The Scottish Government’s Wildlife Management and Muirburn (Scotland) Bill is an opportunity to rid our countryside of these deadly traps once and for all. The Government has explored this issue several times in recent years but always stopped short of an outright ban. Now is the opportunity to be bold, and put animal welfare first.

The scope of the Bill has the potential to end a number of unpalatable practices which go on in our countryside to sustain sport shooting such as the use of stink pits to lure unsuspecting animals into deadly traps. This type of activity has no place in modern society and we hope as the Bill progresses and undergoes further scrutiny these opportunities won’t be missed.”

The covered ‘stink pit’ contained rotting carcasses. The stench is used to draw in mammals to the site, which is surrounded by snares. Photo: League Against Cruel Sports
The inside of the stink pit.

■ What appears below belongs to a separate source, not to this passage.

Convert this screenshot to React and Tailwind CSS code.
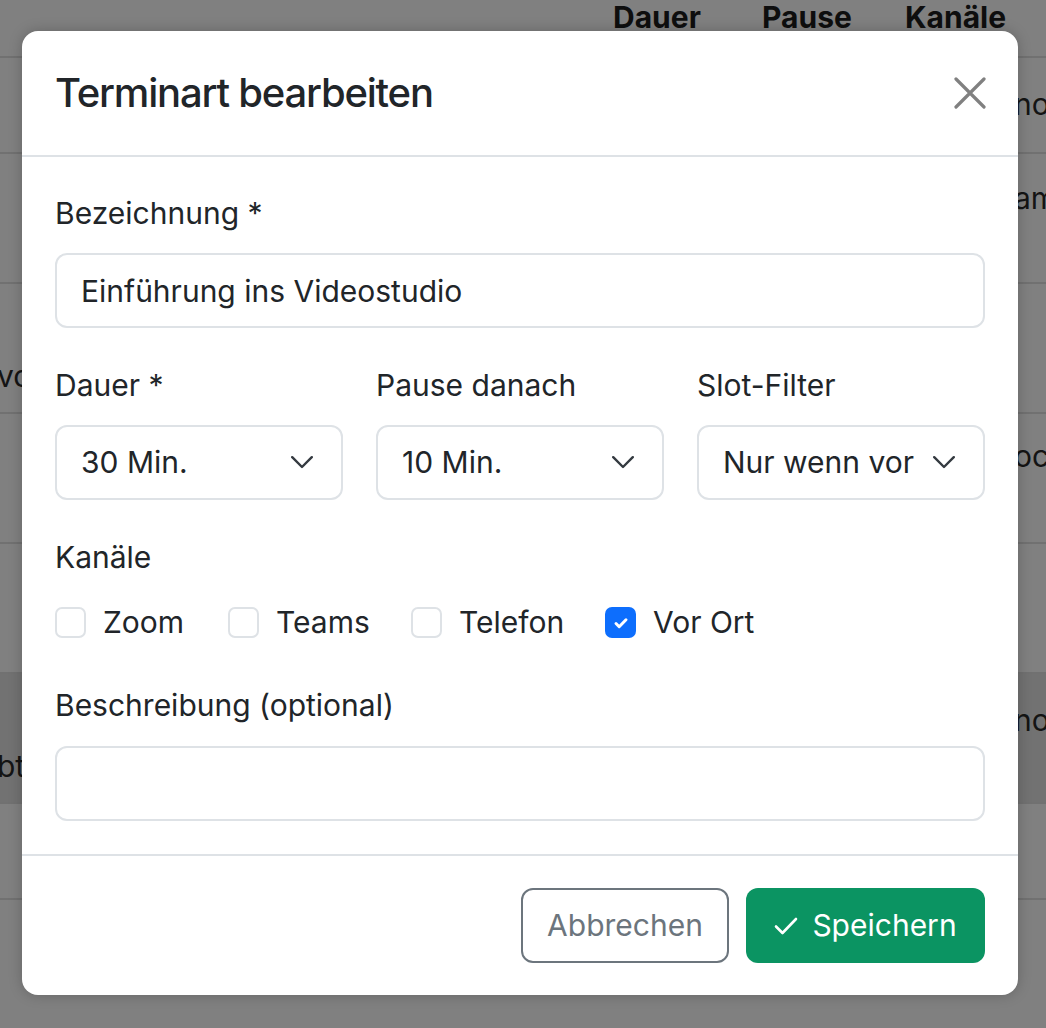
import React from "react";

const font = { fontFamily: "Inter, 'Noto Sans', sans-serif" };

function Chevron() {
  return (
    <svg width="22" height="13" viewBox="0 0 22 13" className="shrink-0">
      <path d="M1.2 1.2L11 11L20.8 1.2" fill="none" stroke="#343a40" strokeWidth="2.4" strokeLinecap="round" strokeLinejoin="round" />
    </svg>
  );
}

function Select({ value }) {
  return (
    <div className="h-[75px] rounded-[12px] border-2 border-[#dee2e6] bg-white flex items-center pl-[24px] pr-[28px]">
      <div className="flex-1 overflow-hidden whitespace-nowrap text-[30px] text-[#212529] mr-[19px]">{value}</div>
      <Chevron />
    </div>
  );
}

function Check({ label, checked, w }) {
  return (
    <div className="flex items-center" style={{ width: w }}>
      {checked ? (
        <div className="w-[31px] h-[31px] rounded-[7px] bg-[#0d6efd] flex items-center justify-center">
          <svg width="20" height="20" viewBox="0 0 20 20">
            <path d="M5 10.5l3.2 3.2L15 6.8" fill="none" stroke="#fff" strokeWidth="3" strokeLinecap="round" strokeLinejoin="round" />
          </svg>
        </div>
      ) : (
        <div className="w-[31px] h-[31px] rounded-[7px] border-2 border-[#dee2e6] bg-white" />
      )}
      <span className="ml-[17px] text-[30px] leading-[45px] text-[#212529]">{label}</span>
    </div>
  );
}

function BgRow({ h, dark, left, right, leftTop, rightTop }) {
  return (
    <div className={`relative flex justify-between border-b-2 border-[#717171] ${dark ? "bg-[#727272]" : ""}`} style={{ height: h }}>
      <div className="text-[30px] leading-[36px] text-[#141414] whitespace-nowrap -ml-[3px]" style={{ marginTop: leftTop || 0 }}>{left}</div>
      <div className="text-[30px] leading-[36px] text-[#141414] whitespace-nowrap w-[32px] overflow-hidden" style={{ marginTop: rightTop || 0 }}>{right}</div>
    </div>
  );
}

export default function App() {
  return (
    <div className="relative w-[1046px] h-[1028px] overflow-hidden bg-[#808080]" style={font}>
      {/* background table dimmed by backdrop */}
      <div className="flex flex-col">
        <div className="h-[58px] border-b-2 border-[#717171] flex pl-[613px] text-[30px] leading-[36px] font-bold text-[#0e0e0e]">
          <span className="w-[149px] -mt-[1px]">Dauer</span>
          <span className="w-[143px] -mt-[1px]">Pause</span>
          <span className="-mt-[1px]">Kanäle</span>
        </div>
        <BgRow h={96} left="" right="nor" rightTop={28} />
        <BgRow h={130} left="" right="am" rightTop={26} />
        <BgRow h={130} left="vor" right="" leftTop={74} />
        <BgRow h={130} left="" right="oca" rightTop={24} />
        <BgRow h={130} left="" right="" />
        <BgRow h={130} dark left="bt" right="nor" leftTop={74} rightTop={28} />
        <BgRow h={96} left="" right="" />
      </div>

      {/* modal */}
      <div className="absolute left-[22px] top-[31px] w-[996px] h-[964px] bg-white rounded-[16px] shadow-[0_0_14px_rgba(0,0,0,0.22)] flex flex-col overflow-hidden">
        <div className="h-[126px] border-b-2 border-[#dee2e6] flex items-center justify-between pl-[33px] pr-[32px] shrink-0">
          <h5 className="text-[40px] font-medium tracking-[-1.2px] text-[#212529] leading-[48px]">Terminart bearbeiten</h5>
          <svg width="32" height="32" viewBox="0 0 32 32">
            <path d="M2 2L30 30M30 2L2 30" stroke="#808080" strokeWidth="3.2" strokeLinecap="round" />
          </svg>
        </div>

        <div className="px-[33px] pt-[34px] pb-[33px] flex flex-col">
          <label className="text-[30px] leading-[45px] text-[#212529] mb-[17px]">Bezeichnung *</label>
          <div className="h-[75px] rounded-[12px] border-2 border-[#dee2e6] flex items-center px-[24px] pt-[2px] text-[30px] text-[#212529]">
            Einführung ins Videostudio
          </div>

          <div className="grid grid-cols-3 gap-[33px] mt-[35px]">
            <div className="flex flex-col">
              <label className="text-[30px] leading-[45px] text-[#212529] mb-[17px]">Dauer *</label>
              <Select value="30 Min." />
            </div>
            <div className="flex flex-col">
              <label className="text-[30px] leading-[45px] text-[#212529] mb-[17px]">Pause danach</label>
              <Select value="10 Min." />
            </div>
            <div className="flex flex-col">
              <label className="text-[30px] leading-[45px] text-[#212529] mb-[17px]">Slot-Filter</label>
              <Select value="Nur wenn vorhanden" />
            </div>
          </div>

          <label className="text-[30px] leading-[45px] text-[#212529] mt-[35px] mb-[20px]">Kanäle</label>
          <div className="flex items-center">
            <Check label="Zoom" w={173} />
            <Check label="Teams" w={183} />
            <Check label="Telefon" w={194} />
            <Check label="Vor Ort" checked />
          </div>

          <label className="text-[30px] leading-[45px] text-[#212529] mt-[38px] mb-[18px]">Beschreibung (optional)</label>
          <div className="h-[75px] rounded-[12px] border-2 border-[#dee2e6]" />
        </div>

        <div className="border-t-2 border-[#dee2e6] flex-1 flex items-center justify-end gap-[17px] pr-[33px]">
          <button className="h-[75px] w-[208px] rounded-[12px] border-2 border-[#6c757d] text-[30px] text-[#6c757d] bg-white">
            Abbrechen
          </button>
          <button className="h-[75px] w-[239px] rounded-[12px] bg-[#0b9462] text-[30px] text-white flex items-center justify-center gap-[14px]">
            <svg width="24" height="24" viewBox="0 0 24 24">
              <path d="M2 12.5l6.5 6.5L22 5" fill="none" stroke="#fff" strokeWidth="2.6" strokeLinecap="round" strokeLinejoin="round" />
            </svg>
            <span>Speichern</span>
          </button>
        </div>
      </div>
    </div>
  );
}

Photo: League Against Cruel Sports

Scotland currently has the most stringent regulations on snare use, but despite this, protected species such as Badgers are regularly caught and killed by snares. Dr Elspeth Srirling from Scottish Badgers said:

Badgers are strong animals and fight to escape, resulting in severe injuries where the wire noose cuts through skin and muscle tissue and into the body cavity leaving the badger to endure prolonged agonies, pain and a lingering death. Scottish Badgers has attended several incidents in recent years where multiple snares were used year after year to trap Badgers.

Snare-users have had decades to demonstrate a willingness to do the right thing by avoiding positioning snares where Badgers are present, but they stubbornly resist. Banning their use and manufacture outright is the only option.

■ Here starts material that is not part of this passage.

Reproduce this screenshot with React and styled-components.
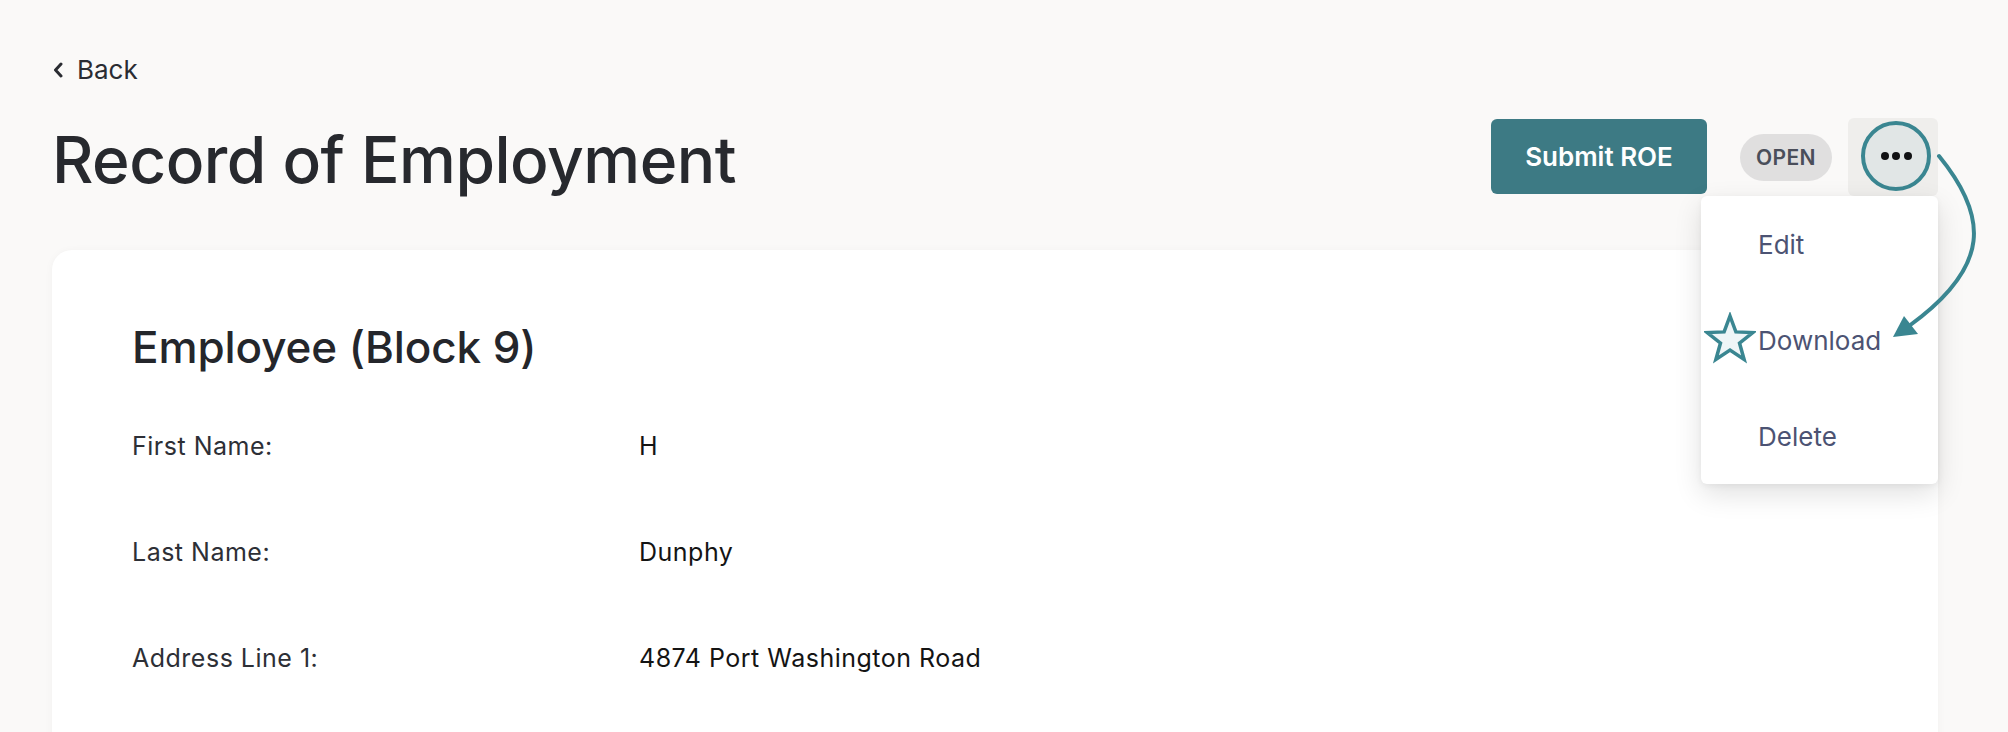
import React from "react";
import styled, { createGlobalStyle } from "styled-components";

const GlobalStyle = createGlobalStyle`
  * { box-sizing: border-box; }
  html, body { margin: 0; padding: 0; }
  body {
    background: #faf9f8;
    font-family: Inter, "Noto Sans", sans-serif;
    color: #27292e;
    overflow: hidden;
  }
`;

const Page = styled.div`
  padding: 52px 70px 0 52px;
`;

const BackLink = styled.a`
  display: flex;
  align-items: center;
  gap: 14px;
  height: 36px;
  font-size: 26px;
  line-height: 36px;
  color: #2a2c32;
  text-decoration: none;
  width: max-content;
  padding-left: 1px;
`;

const Header = styled.div`
  display: flex;
  align-items: center;
  justify-content: space-between;
  margin-top: 30px;
  height: 78px;
`;

const Title = styled.h1`
  margin: 0;
  padding-top: 6px;
  font-size: 64px;
  line-height: 72px;
  font-weight: 500;
  letter-spacing: -0.5px;
  color: #27292e;
`;

const Actions = styled.div`
  display: flex;
  align-items: center;
`;

const PrimaryButton = styled.button`
  width: 216px;
  height: 75px;
  border: 0;
  border-radius: 6px;
  background: #3d7a84;
  color: #fff;
  font-family: inherit;
  font-size: 26px;
  font-weight: 600;
  margin-top: -2px;
`;

const StatusPill = styled.span`
  display: inline-flex;
  align-items: center;
  justify-content: center;
  width: 92px;
  height: 47px;
  margin-left: 33px;
  border-radius: 24px;
  background: #e0dfdf;
  color: #4a4e5a;
  font-size: 21px;
  font-weight: 600;
  letter-spacing: 0.4px;
`;

const MoreWrap = styled.div`
  position: relative;
  margin-left: 16px;
  width: 90px;
  height: 78px;
  border-radius: 6px;
  background: #efeeec;
  display: flex;
  align-items: center;
  justify-content: center;
`;

const MoreButton = styled.button`
  width: 70px;
  height: 70px;
  margin-left: 6px;
  margin-top: -2px;
  border-radius: 50%;
  border: 4px solid #3a8691;
  background: #e1e6e6;
  display: flex;
  align-items: center;
  justify-content: center;
  gap: 3.5px;
  padding: 0;
`;

const Dot = styled.span`
  width: 8px;
  height: 8px;
  border-radius: 50%;
  background: #111214;
`;

const Menu = styled.div`
  position: absolute;
  top: 100%;
  right: 0;
  width: 237px;
  background: #fff;
  border-radius: 6px;
  box-shadow: 0 10px 28px rgba(0, 0, 0, 0.12), 0 2px 6px rgba(0, 0, 0, 0.05);
  z-index: 5;
`;

const MenuItem = styled.div`
  position: relative;
  display: flex;
  align-items: center;
  height: 96px;
  padding-left: 57px;
  font-size: 26px;
  color: #4c5373;
`;

const StarMark = styled.svg`
  position: absolute;
  left: 3px;
  top: 20px;
`;

const ArrowMark = styled.svg`
  position: absolute;
  left: 32px;
  top: 22px;
  overflow: visible;
  z-index: 6;
`;

const Card = styled.section`
  margin-top: 54px;
  background: #fff;
  border-radius: 20px;
  box-shadow: 0 1px 8px rgba(0, 0, 0, 0.04);
  padding: 72px 80px 120px 80px;
`;

const SectionTitle = styled.h2`
  margin: 0;
  font-size: 44px;
  line-height: 50px;
  font-weight: 500;
  color: #24262b;
  letter-spacing: -0.1px;
`;

const Fields = styled.dl`
  margin: 56px 0 0 0;
  display: grid;
  grid-template-columns: 507px 1fr;
  row-gap: 70px;
`;

const Label = styled.dt`
  margin: 0;
  font-size: 25px;
  line-height: 36px;
  letter-spacing: 0.5px;
  color: #2d2f36;
`;

const Value = styled.dd`
  margin: 0;
  font-size: 25px;
  line-height: 36px;
  letter-spacing: 0.5px;
  color: #141414;
`;

const rows = [
  ["First Name:", "H"],
  ["Last Name:", "Dunphy"],
  ["Address Line 1:", "4874 Port Washington Road"],
];

function starPoints(cx, cy, R, r) {
  const pts = [];
  for (let i = 0; i < 10; i++) {
    const rad = i % 2 === 0 ? R : r;
    const a = -Math.PI / 2 + (i * Math.PI) / 5;
    pts.push(`${(cx + rad * Math.cos(a)).toFixed(2)},${(cy + rad * Math.sin(a)).toFixed(2)}`);
  }
  return pts.join(" ");
}

export default function App() {
  return (
    <>
      <GlobalStyle />
      <Page>
        <BackLink href="#">
          <svg width="10" height="16" viewBox="0 0 10 16">
            <polyline points="8,2 2.5,8 8,14" fill="none" stroke="#2a2c32" strokeWidth="3" strokeLinecap="round" strokeLinejoin="round" />
          </svg>
          Back
        </BackLink>
        <Header>
          <Title>Record of Employment</Title>
          <Actions>
            <PrimaryButton>Submit ROE</PrimaryButton>
            <StatusPill>OPEN</StatusPill>
            <MoreWrap>
              <MoreButton aria-label="More actions">
                <Dot />
                <Dot />
                <Dot />
              </MoreButton>
              <Menu>
                <MenuItem>Edit</MenuItem>
                <MenuItem>
                  <StarMark width="52" height="52" viewBox="0 0 52 52">
                    <polygon points={starPoints(26, 28, 24, 10)} fill="#eef5f7" stroke="#3a8691" strokeWidth="3.5" strokeLinejoin="miter" />
                  </StarMark>
                  Download
                </MenuItem>
                <MenuItem>Delete</MenuItem>
              </Menu>
              <ArrowMark width="110" height="210" viewBox="0 0 110 210">
                <path d="M59 16 C 108 76, 112 126, 29 186" fill="none" stroke="#3a8691" strokeWidth="4" strokeLinecap="round" />
                <polygon points="13,197 24,176 38,194" fill="#3a8691" />
              </ArrowMark>
            </MoreWrap>
          </Actions>
        </Header>
        <Card>
          <SectionTitle>Employee (Block 9)</SectionTitle>
          <Fields>
            {rows.map(([l, v]) => (
              <React.Fragment key={l}>
                <Label>{l}</Label>
                <Value>{v}</Value>
              </React.Fragment>
            ))}
          </Fields>
        </Card>
      </Page>
    </>
  );
}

A recent field study of ground predator control by the League found that 57,000 killing devices are deployed each day in Scotland representing the equivalent of over 10,000,000 active trapping and snaring days per year, with nearly half of animals killed being non-target species such as Hedgehogs, Dippers and Mistle Thrush.

ENDS

6 thoughts on “Scottish Parliament urged to use new Wildlife Bill to ban snares after new footage emerges of trapped badger”

  1. You can have the most stringent laws in the world but unless they are enforced they are of no use. That the badger had clearly been in the trap for far longer than is lawful means that whomsoever set it has already broken the law.

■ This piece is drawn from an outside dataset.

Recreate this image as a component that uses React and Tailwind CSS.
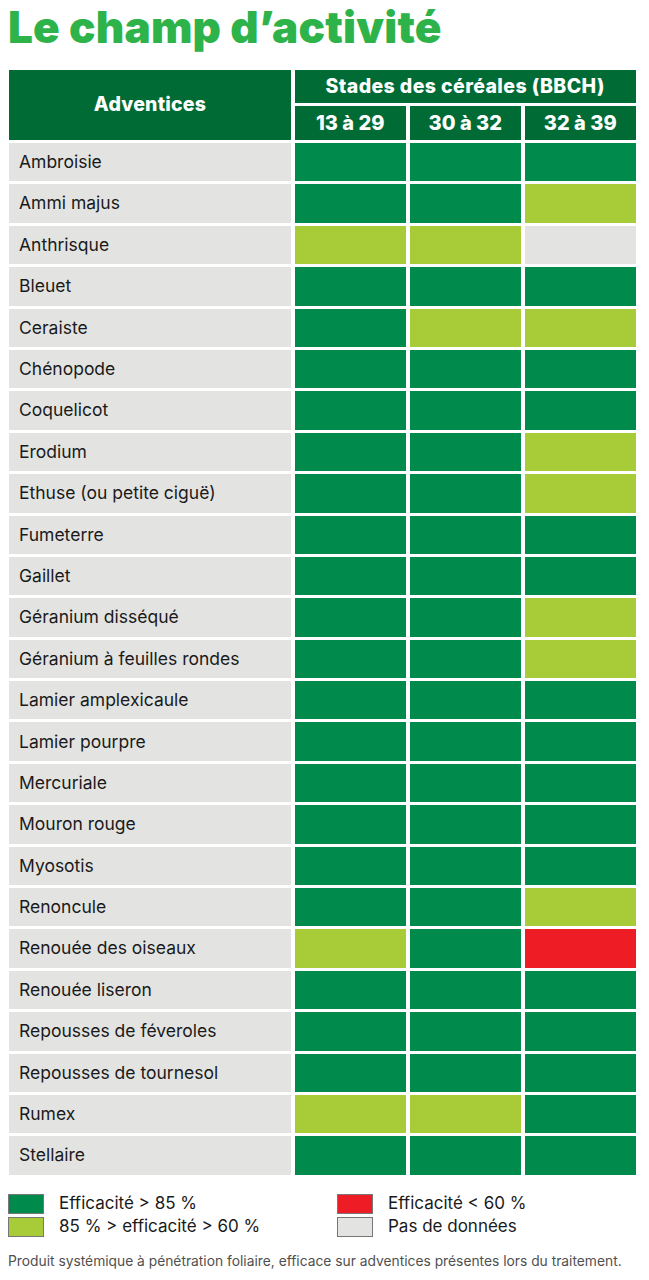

    To see GWCT et al describing them as “humane restraints” is just disgusting.

    1. Simon, surely you’re confusing two issues with your comments? Yes, as you rightly say, if, as appears to be the case, a badger has been left for long enough to expire in a snare, then the law has be broken. Given that the individual snare should carry a tag identifying the user, I’d expect Police Scotland to be following up on this incident.

      The reference by the likes of GWCT is to the latest generation of cable restraint that incorporate a breakaway device. These would literally breakaway in the event of capturing a badger, releasing it from the restraint.

      If any legislation change is warranted, I’d suggest it should be to exactly prescribe the make up of permitted cable restraints, similar to the Spring Trapping Order, to mandate the use of the latest generation of cable restraint. This would make it illegal to use the old, simpler style of snare. It won’t stop some still using them, but they’ll simply be criminals, no ifs or buts.

      1. You can tinker about with a few features, but a snare is still a snare. And for 90% of snares in use now these modifications would be totally irrelevant (one example, most are set not in the open but amongst branches / brash in woods around stinkpits where they tangle and twist up), as it is about the mentality and motivation of the person in choosing where and how to set them. If a young underkeeper or beatkeeper on a (self) important estate started away in his career setting snares with the honourably careful mindset of the GWCT researchers, the Headkeeper would either laugh his cap off or give him the boot for wasting valuable work time faffing about. To me these caveman nooses of varying designs have got to go 100%, and instead of flogging a dead horse trying to get a few more years out them before the (inevitable) ban comes anyway, a combined £££ funded research project by GWCT, RSPB (shock, horror), and other interested groups should be put into humane ways of controlling fox numbers in critical places at critical times, with a systematic / landscape scale management & monitoring plan.

  2. The snare however set or described is a horrible trap and if as seems to often happen due to non compliance with the law on checking them a horrible death. Need to be banned ASAP if not sooner. Let us hope that the rubbish from the game lobby re Humane restraints is easily seen through and goes in the trash can.

  3. A badger is a protected mammal, in this case killed recklessly. Surely this is against the Countryside and Wildlife Act 1981 Schedule 6

  4. I believe I am correct in saying that neither of the ‘public consultations’ – there were two, remember – asked whether snares (or live decoy traps) should be banned.

    Shocking.

    In the published response by ‘individuals’ to the Committee’s consultations the responses were 57.4% in favour of “additional regulation of the use of certain wildlife traps” (some people went further and called for a complete ban of certain wildlife traps) and 49.7% were in favour of the “proposed licensing system for the use of certain wildlife traps” (some people who were opposed to the licensing scheme said they would prefer a complete ban).

    By simply avoiding the topic of whether snares (or live decoy traps) should be banned, both ‘consultations’ split the vote to some degree and muddied the issue.